Whilst the investment in the development phase investment is significant, it represents only a fraction of the total anticipated project cost. The business case estimates total capital costs for stage one in the range of approximately A$55bn to A$90bn, a figure that places this project among the largest single infrastructure investments in Australian history and underscores the magnitude of the final investment decision that will follow the development phase.
A staged delivery is anticipated where services would commence between Newcastle and the Central Coast two-to-three years before services continue Sydney Central and ultimately Western Sydney International.
Tenders detailed
The Commonwealth government recently announced the release of seven major tenders for the development phase of stage one, covering:
- technical and architectural adviser;
- business, operations and maintenance adviser;
- commercial and transaction adviser;
- delivery partner;
- strategic property adviser;
- environmental planning and assessment adviser; and
- demand forecasting adviser.
The range and composition of the advisory packages is informative. The inclusion of a dedicated commercial and transaction adviser, alongside a delivery partner, signals that the Authority is, at this stage, keeping its options open on delivery model — whether that ultimately involves a publicly-financed and delivered model, a public-private partnership, or some hybrid structure remains to be seen.
The strategic property adviser role points to a serious engagement with land value capture as a potential funding mechanism, a concept that has been debated in Australian infrastructure policy for many years but has rarely been implemented at scale.

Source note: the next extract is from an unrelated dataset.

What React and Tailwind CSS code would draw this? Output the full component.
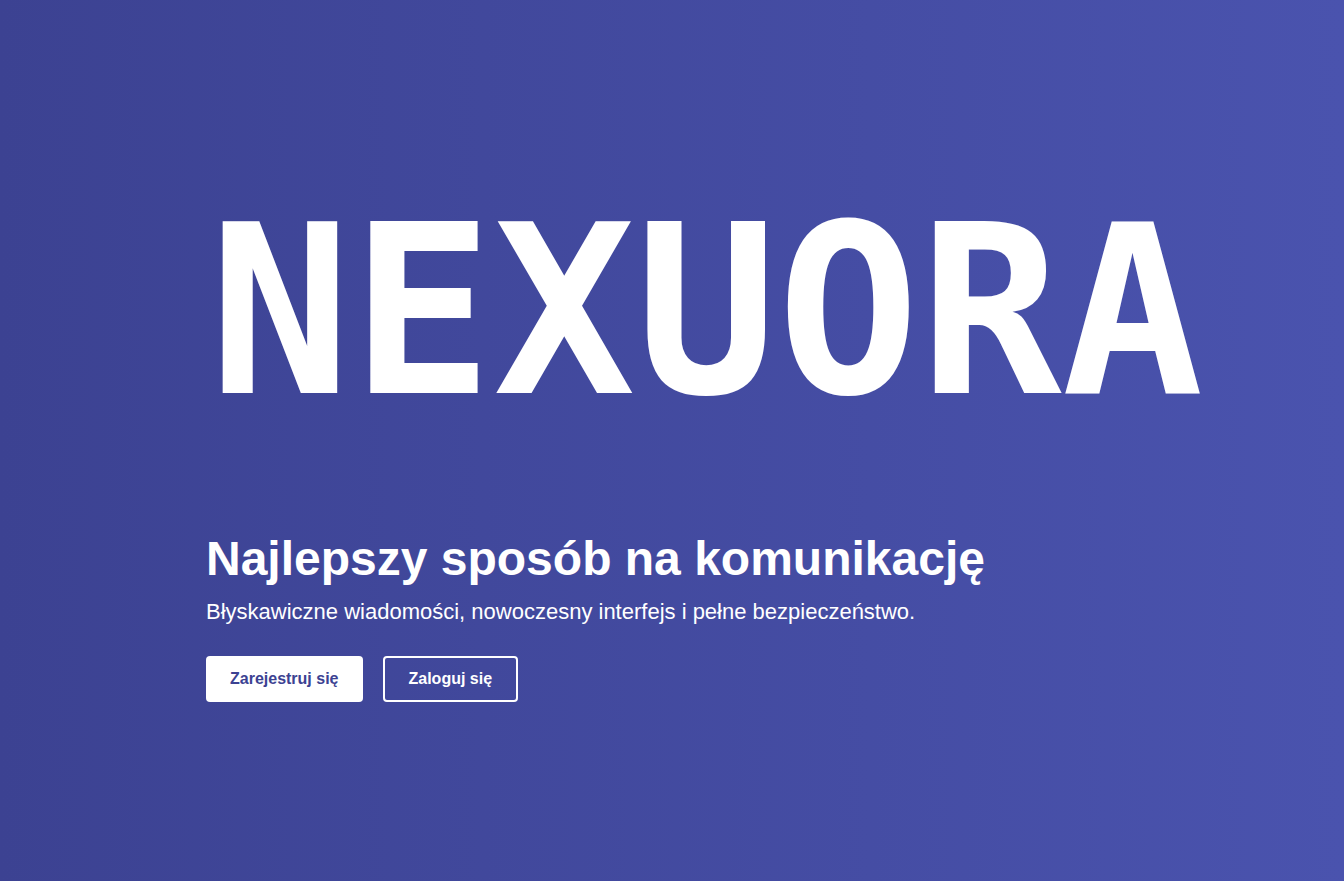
export default function App() {
    return (
        <div className="w-full h-screen overflow-hidden bg-linear-to-r from-[#3c4292] to-[#4a53ae] text-white" style={{ fontFamily: '"Liberation Sans", Arial, sans-serif' }}>
            <div className="flex flex-col items-start pl-[206px]">
                <h1
                    className="mt-[194px] ml-[3px] text-[236px] leading-none font-bold whitespace-nowrap"
                    style={{ fontFamily: '"DejaVu Sans Mono", monospace' }}
                >
                    NEXUORA
                </h1>
                <h2 className="mt-[105px] text-[48px] leading-none font-bold">Najlepszy sposób na komunikację</h2>
                <p className="mt-[14px] text-[22px] leading-snug">
                    Błyskawiczne wiadomości, nowoczesny interfejs i pełne bezpieczeństwo.
                </p>
                <div className="mt-[29px] flex gap-5">
                    <button className="h-[46px] px-6 rounded bg-white text-[#3c4292] text-[16px] font-bold">
                        Zarejestruj się
                    </button>
                    <button className="h-[46px] px-6 rounded border-2 border-white text-white text-[16px] font-bold">
                        Zaloguj się
                    </button>
                </div>
            </div>
        </div>
    );
}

In addition to any approval required under the New South Wales state planning regime, stage one requires assessment under the Environment Protection and Biodiversity Conservation Act 1999 (Cth). Given the volume of tunnelling through the Central Coast and Sydney basin, approvals are likely to be complex and time-consuming. The appointment of an environmental planning and assessment adviser as one of the seven tender packages signals that the Authority is aware of this challenge, although the timeline remains ambitious.
Future outlook
Stage one of HSR will boost the Australian economy by A$250 billion over the next 50 years and produce over 99,000 new jobs, supporting sectors including construction, advanced manufacturing and tourism, according to the business case.

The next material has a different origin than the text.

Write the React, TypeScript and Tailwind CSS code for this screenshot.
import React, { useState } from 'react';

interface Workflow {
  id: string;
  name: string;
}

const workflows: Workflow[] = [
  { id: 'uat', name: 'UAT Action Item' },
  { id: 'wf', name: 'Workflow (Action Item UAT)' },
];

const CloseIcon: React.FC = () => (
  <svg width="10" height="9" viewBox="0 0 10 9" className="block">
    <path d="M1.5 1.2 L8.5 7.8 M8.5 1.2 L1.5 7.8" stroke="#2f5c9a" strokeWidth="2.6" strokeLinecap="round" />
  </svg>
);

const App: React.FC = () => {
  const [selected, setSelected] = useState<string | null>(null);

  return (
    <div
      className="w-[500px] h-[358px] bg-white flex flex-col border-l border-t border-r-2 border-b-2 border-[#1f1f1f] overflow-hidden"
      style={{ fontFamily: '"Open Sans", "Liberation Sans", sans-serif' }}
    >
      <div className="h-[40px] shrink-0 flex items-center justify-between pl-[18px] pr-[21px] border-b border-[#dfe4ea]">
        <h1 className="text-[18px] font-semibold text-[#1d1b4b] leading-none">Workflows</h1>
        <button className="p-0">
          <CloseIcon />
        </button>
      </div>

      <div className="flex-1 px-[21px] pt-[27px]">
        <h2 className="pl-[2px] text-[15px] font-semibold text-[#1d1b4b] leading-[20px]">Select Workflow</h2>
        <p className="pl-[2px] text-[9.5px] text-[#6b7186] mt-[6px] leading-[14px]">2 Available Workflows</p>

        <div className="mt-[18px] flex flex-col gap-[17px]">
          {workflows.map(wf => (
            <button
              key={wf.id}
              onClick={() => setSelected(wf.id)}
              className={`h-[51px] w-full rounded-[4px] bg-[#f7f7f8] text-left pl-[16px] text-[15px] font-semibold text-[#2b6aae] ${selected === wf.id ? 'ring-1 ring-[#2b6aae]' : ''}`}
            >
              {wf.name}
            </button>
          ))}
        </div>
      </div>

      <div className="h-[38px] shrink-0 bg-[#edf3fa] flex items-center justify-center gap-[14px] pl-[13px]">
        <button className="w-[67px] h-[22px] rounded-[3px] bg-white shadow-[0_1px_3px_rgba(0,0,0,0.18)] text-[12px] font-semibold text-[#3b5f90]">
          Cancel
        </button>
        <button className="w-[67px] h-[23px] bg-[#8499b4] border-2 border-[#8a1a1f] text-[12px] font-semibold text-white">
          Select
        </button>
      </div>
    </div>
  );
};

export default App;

Transport benefits alone are projected to reach A$12.7 billion. Connecting Newcastle to Sydney with HSR could also unlock capacity for thousands of new homes, addressing housing pressure in one of Australia's most densely populated corridors. HSR is planned to be net-zero carbon in operation, running on 100% renewable energy.
The economic and social case for HSR is, on paper, compelling. Yet Australia's record on HSR proposals, a history marked by ambition which has consistently outpaced delivery, calls for measured caution.
The development phase, as presented in the business case, is highly disaggregated with 19 separate contract packages and is planned to take two years to complete. This disaggregation is designed to refine cost, scope and risk estimates, with a final government investment decision to follow, meaning that a formal commitment to construction remains contingent on the outcome of that process.
Whether this latest iteration of Australia's high-speed rail ambition results in concrete and steel in the ground remains, for now, an open question. Nevertheless, the institutional architecture, the scale of advisory investment and the policy context make it more likely than at any prior point in the history of Australian HSR proposals.